There is a standard way of distinquishing (1) and (3), by the use of 
ZW(N)J just after the virama character; the default (no ZW(N)J present) is
font dependent between (1) and (3). There is no standard way of
getting (2).
> > These must be *reliably* be distinguished in the underlying text.
> > It must NOT be font dependent (for properly constructed fonts).
> 
> This would be unreasonable if you are referring to (2) v. 
> (3).  You would be 
> requiring that for each *language* all Devanagari fonts have the same 
> language-dependent repertoire of conjuncts.
Eh, no.
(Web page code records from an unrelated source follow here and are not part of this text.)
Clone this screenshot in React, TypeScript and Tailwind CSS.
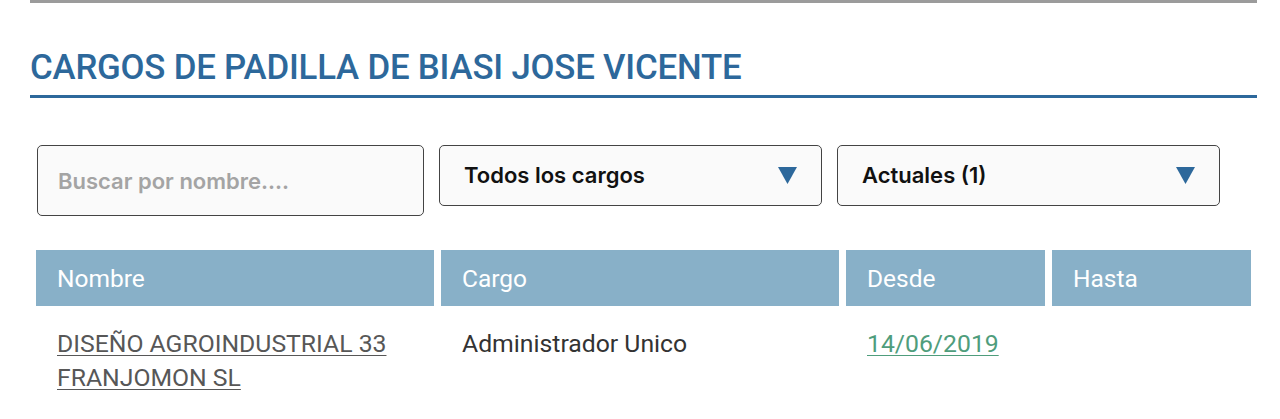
const columns = [
  { label: "Nombre" },
  { label: "Cargo" },
  { label: "Desde" },
  { label: "Hasta" },
];

const Caret = () => (
  <svg width="19" height="17" viewBox="0 0 19 17" className="shrink-0">
    <path d="M0 0 H19 L9.5 17 Z" fill="#2d689b" />
  </svg>
);

export default function App() {
  return (
    <div className="w-[1280px] h-[419px] bg-white overflow-hidden font-['Roboto',sans-serif]">
      <div className="ml-[30px] w-[1227px]">
        <div className="h-[3px] bg-[#9b9b9b]" />

        <h2 className="mt-[44px] text-[34.8px] leading-[40px] font-medium text-[#2d689b] tracking-[-0.2px]">
          CARGOS DE PADILLA DE BIASI JOSE VICENTE
        </h2>
        <div className="mt-[8px] h-[3px] bg-[#2d689b]" />

        <div className="mt-[47px] ml-[7px] flex items-start gap-[15px] font-['Inter',sans-serif]">
          <input
            placeholder="Buscar por nombre...."
            className="w-[387px] h-[71px] rounded-[5px] border-[1.5px] border-[#444] bg-[#fafafa] pl-[20px] text-[22px] font-semibold text-[#333] placeholder:text-[#a4a4a4] outline-none"
          />
          <div className="w-[383px] h-[61px] rounded-[5px] border-[1.5px] border-[#444] bg-[#fafafa] pl-[24px] pr-[24px] flex items-center justify-between">
            <span className="text-[22px] font-semibold text-[#111]">Todos los cargos</span>
            <Caret />
          </div>
          <div className="w-[383px] h-[61px] rounded-[5px] border-[1.5px] border-[#444] bg-[#fafafa] pl-[24px] pr-[24px] flex items-center justify-between">
            <span className="text-[22px] font-semibold text-[#111]">Actuales (1)</span>
            <Caret />
          </div>
        </div>

        <div className="mt-[34px] ml-[6px] w-[1215px]">
          <div className="grid grid-cols-[398px_398px_199px_199px] gap-x-[7px]">
            {columns.map((c) => (
              <div
                key={c.label}
                className="h-[56px] bg-[#88b0c8] pl-[21px] pt-[3px] flex items-center text-[24.5px] text-white"
              >
                {c.label}
              </div>
            ))}
          </div>
          <div className="grid grid-cols-[398px_398px_199px_199px] gap-x-[7px] pt-[21px] text-[24.75px] leading-[34px]">
            <div className="pl-[21px]">
              <a href="#" className="underline underline-offset-[3px] decoration-1 text-[#575757]">
                DISEÑO AGROINDUSTRIAL 33 FRANJOMON SL
              </a>
            </div>
            <div className="pl-[21px] text-[#333]">Administrador Unico</div>
            <div className="pl-[21px]">
              <a href="#" className="underline underline-offset-[3px] decoration-1 text-[#4f9d7c]">
                14/06/2019
              </a>
            </div>
            <div />
          </div>
        </div>
      </div>
    </div>
  );
}
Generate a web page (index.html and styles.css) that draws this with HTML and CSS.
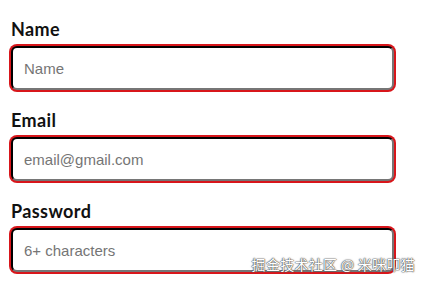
FILE: index.html
```html
<!DOCTYPE html>
<html>
	<head>
		<meta charset="utf-8">
		<title>表单</title>
		<link rel="stylesheet" href="styles.css">
	</head>
	<body>
		<form class="form">
			<div class="field">
				<label for="name">Name</label>
				<input id="name" type="text" placeholder="Name">
			</div>
			<div class="field">
				<label for="email">Email</label>
				<input id="email" type="email" placeholder="email@gmail.com">
			</div>
			<div class="field">
				<label for="pwd">Password</label>
				<input id="pwd" type="password" placeholder="6+ characters">
			</div>
		</form>
		<div class="mark">掘金技术社区 @ 米咪叩猫</div>
	</body>
</html>
```

FILE: styles.css
```css
* {
	margin: 0;
	padding: 0;
	box-sizing: border-box;
}
body {
	background: #fff;
	font-family: "Liberation Sans", Arial, sans-serif;
	position: relative;
	width: 425px;
	height: 283px;
	overflow: hidden;
}
.form {
	padding: 19px 0 0 11px;
}
.field {
	margin-bottom: 20px;
}
.field label {
	display: block;
	font-family: Lato, "Noto Sans", sans-serif;
	font-weight: 700;
	font-size: 18px;
	letter-spacing: 0.4px;
	line-height: 20px;
	color: #111;
	margin-bottom: 7px;
}
.field input {
	display: block;
	width: 383px;
	height: 44px;
	padding: 1px 11px 0;
	font-family: "Liberation Sans", Arial, sans-serif;
	font-size: 15px;
	color: #333;
	border: 2px inset #767676;
	border-top-color: #3a0c0c;
	border-left-color: #3a0c0c;
	border-radius: 6px;
	box-shadow: 0 0 0 2px #d8161b;
	outline: none;
}
.field input::placeholder {
	color: #757575;
}
.mark {
	position: absolute;
	right: 10px;
	bottom: 9px;
	font-family: "Noto Sans CJK SC", sans-serif;
	font-size: 14px;
	letter-spacing: 0.3px;
	color: #fff;
	text-shadow: 0 0 1px #444, 0 0 1px #444, 0 0 2px #666;
}
```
I don't think I have said anything requiring that. See above.
> With Uniscribe and Mangal 1.20, that currently yields <i tta 
> virama ttha>. 
> In Windows Vista, this is to be overridable, I presume by 
> feature selection.
We really need a character based standard way of selecting between
these. Leaving it entirely implementation and font dependent will
result in apparent spell changes between different platforms/fonts.
As these are, to the eye, spell changes, there really need to be a
character based difference, and a standardised one.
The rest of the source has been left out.